■ Task instructions
Give an exact copy of every line, leaving images out.

■ Data shown
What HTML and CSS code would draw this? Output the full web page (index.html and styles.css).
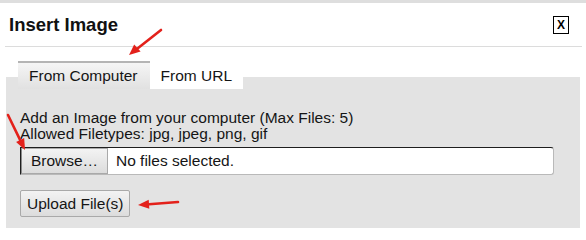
FILE: index.html
```html
<!DOCTYPE html>
<html lang="en">
<head>
<meta charset="utf-8">
<title>Insert Image</title>
<link rel="stylesheet" href="styles.css">
</head>
<body>
<div class="page">
  <div class="topbar"></div>
  <div class="header">
    <h1 class="title">Insert Image</h1>
    <span class="close">X</span>
  </div>
  <div class="body">
    <div class="tabs">
      <span class="tab tab-active">From Computer</span>
      <span class="tab">From URL</span>
    </div>
    <div class="panel">
      <p class="info">Add an Image from your computer (Max Files: 5)<br>Allowed Filetypes: jpg, jpeg, png, gif</p>
      <div class="filebox"><span class="browse">Browse…</span><span class="nofile">No files selected.</span></div>
      <button class="upload" type="button">Upload File(s)</button>
    </div>
  </div>
  <svg class="arrows" width="586" height="228" viewBox="0 0 586 228" xmlns="http://www.w3.org/2000/svg">
    <g stroke="#e3211b" stroke-width="2.6" stroke-linecap="round" fill="none">
      <line x1="161" y1="30" x2="137.5" y2="48.5"/>
      <line x1="8" y1="115" x2="20.2" y2="140.1"/>
      <line x1="178" y1="202" x2="149" y2="204.2"/>
    </g>
    <g fill="#e3211b">
      <polygon points="129,55 140.6,51.6 134.2,44.4"/>
      <polygon points="25,150 24.2,138.1 16.1,142.1"/>
      <polygon points="138,205 149.3,208.7 148.7,199.7"/>
    </g>
  </svg>
</div>
</body>
</html>
```

FILE: styles.css
```css
html, body {
  margin: 0;
  padding: 0;
  background: #ffffff;
}

body {
  font-family: "Liberation Sans", Arial, sans-serif;
  color: #151515;
  overflow: hidden;
}

.page {
  position: relative;
  width: 586px;
  height: 228px;
  overflow: hidden;
}

.topbar {
  height: 3px;
  background: #dedede;
}

.header {
  display: flex;
  justify-content: space-between;
  align-items: flex-start;
  margin: 0 4px 0 5px;
  padding: 11px 13px 11px 4px;
  border-bottom: 1px solid #dcdcdc;
}

.title {
  margin: 0;
  font-size: 18.5px;
  font-weight: bold;
  line-height: 21px;
  color: #111111;
}

.close {
  margin-top: 2px;
  width: 14px;
  height: 16px;
  border: 1px solid #000000;
  font-size: 12px;
  font-weight: bold;
  line-height: 16px;
  text-align: center;
  color: #000000;
}

.body {
  margin-left: 6px;
  width: 574px;
  padding-top: 14px;
}

.tabs {
  display: flex;
  margin-left: 12px;
  margin-bottom: -12px;
  position: relative;
  z-index: 1;
}

.tab {
  font-size: 15.5px;
  line-height: 16px;
  padding: 5px 11px;
  border-top: 2px solid transparent;
  background: #ffffff;
  color: #151515;
}

.tab-active {
  padding-right: 12px;
  background: linear-gradient(#f5f5f5, #e1e1e1);
  border-top-color: #b4b4b4;
}

.panel {
  background: #e3e3e3;
  padding: 33px 0 20px 14px;
}

.info {
  margin: 0;
  font-size: 15.5px;
  line-height: 16px;
  color: #151515;
}

.filebox {
  box-sizing: border-box;
  display: flex;
  margin-top: 5px;
  width: 534px;
  height: 28px;
  border: 1px solid;
  border-color: #1e1e1e #b9b9b9 #b9b9b9 #1e1e1e;
  border-radius: 0 3px 3px 0;
  background: #ffffff;
  font-size: 15.5px;
  line-height: 26px;
}

.browse {
  box-sizing: border-box;
  width: 87px;
  height: 26px;
  border: 1px solid #a9a9a9;
  border-left-color: #8a8a8a;
  background: linear-gradient(#f3f3f3, #dcdcdc);
  text-align: center;
  line-height: 24px;
}

.nofile {
  padding-left: 8px;
}

.upload {
  display: block;
  margin-top: 15px;
  height: 27px;
  padding: 0 6px;
  border: 1px solid #a9a9a9;
  border-radius: 2px;
  background: linear-gradient(#f3f3f3, #dcdcdc);
  font-family: "Liberation Sans", Arial, sans-serif;
  font-size: 15.5px;
  line-height: 25px;
  color: #151515;
}

.arrows {
  position: absolute;
  top: 0;
  left: 0;
  pointer-events: none;
}
```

■ The output
What HTML and CSS code would draw this? Output the full web page (index.html and styles.css).
FILE: index.html
```html
<!DOCTYPE html>
<html lang="en">
<head>
<meta charset="utf-8">
<title>Insert Image</title>
<link rel="stylesheet" href="styles.css">
</head>
<body>
<div class="page">
  <div class="topbar"></div>
  <div class="header">
    <h1 class="title">Insert Image</h1>
    <span class="close">X</span>
  </div>
  <div class="body">
    <div class="tabs">
      <span class="tab tab-active">From Computer</span>
      <span class="tab">From URL</span>
    </div>
    <div class="panel">
      <p class="info">Add an Image from your computer (Max Files: 5)<br>Allowed Filetypes: jpg, jpeg, png, gif</p>
      <div class="filebox"><span class="browse">Browse…</span><span class="nofile">No files selected.</span></div>
      <button class="upload" type="button">Upload File(s)</button>
    </div>
  </div>
  <svg class="arrows" width="586" height="228" viewBox="0 0 586 228" xmlns="http://www.w3.org/2000/svg">
    <g stroke="#e3211b" stroke-width="2.6" stroke-linecap="round" fill="none">
      <line x1="161" y1="30" x2="137.5" y2="48.5"/>
      <line x1="8" y1="115" x2="20.2" y2="140.1"/>
      <line x1="178" y1="202" x2="149" y2="204.2"/>
    </g>
    <g fill="#e3211b">
      <polygon points="129,55 140.6,51.6 134.2,44.4"/>
      <polygon points="25,150 24.2,138.1 16.1,142.1"/>
      <polygon points="138,205 149.3,208.7 148.7,199.7"/>
    </g>
  </svg>
</div>
</body>
</html>
```

FILE: styles.css
```css
html, body {
  margin: 0;
  padding: 0;
  background: #ffffff;
}

body {
  font-family: "Liberation Sans", Arial, sans-serif;
  color: #151515;
  overflow: hidden;
}

.page {
  position: relative;
  width: 586px;
  height: 228px;
  overflow: hidden;
}

.topbar {
  height: 3px;
  background: #dedede;
}

.header {
  display: flex;
  justify-content: space-between;
  align-items: flex-start;
  margin: 0 4px 0 5px;
  padding: 11px 13px 11px 4px;
  border-bottom: 1px solid #dcdcdc;
}

.title {
  margin: 0;
  font-size: 18.5px;
  font-weight: bold;
  line-height: 21px;
  color: #111111;
}

.close {
  margin-top: 2px;
  width: 14px;
  height: 16px;
  border: 1px solid #000000;
  font-size: 12px;
  font-weight: bold;
  line-height: 16px;
  text-align: center;
  color: #000000;
}

.body {
  margin-left: 6px;
  width: 574px;
  padding-top: 14px;
}

.tabs {
  display: flex;
  margin-left: 12px;
  margin-bottom: -12px;
  position: relative;
  z-index: 1;
}

.tab {
  font-size: 15.5px;
  line-height: 16px;
  padding: 5px 11px;
  border-top: 2px solid transparent;
  background: #ffffff;
  color: #151515;
}

.tab-active {
  padding-right: 12px;
  background: linear-gradient(#f5f5f5, #e1e1e1);
  border-top-color: #b4b4b4;
}

.panel {
  background: #e3e3e3;
  padding: 33px 0 20px 14px;
}

.info {
  margin: 0;
  font-size: 15.5px;
  line-height: 16px;
  color: #151515;
}

.filebox {
  box-sizing: border-box;
  display: flex;
  margin-top: 5px;
  width: 534px;
  height: 28px;
  border: 1px solid;
  border-color: #1e1e1e #b9b9b9 #b9b9b9 #1e1e1e;
  border-radius: 0 3px 3px 0;
  background: #ffffff;
  font-size: 15.5px;
  line-height: 26px;
}

.browse {
  box-sizing: border-box;
  width: 87px;
  height: 26px;
  border: 1px solid #a9a9a9;
  border-left-color: #8a8a8a;
  background: linear-gradient(#f3f3f3, #dcdcdc);
  text-align: center;
  line-height: 24px;
}

.nofile {
  padding-left: 8px;
}

.upload {
  display: block;
  margin-top: 15px;
  height: 27px;
  padding: 0 6px;
  border: 1px solid #a9a9a9;
  border-radius: 2px;
  background: linear-gradient(#f3f3f3, #dcdcdc);
  font-family: "Liberation Sans", Arial, sans-serif;
  font-size: 15.5px;
  line-height: 25px;
  color: #151515;
}

.arrows {
  position: absolute;
  top: 0;
  left: 0;
  pointer-events: none;
}
```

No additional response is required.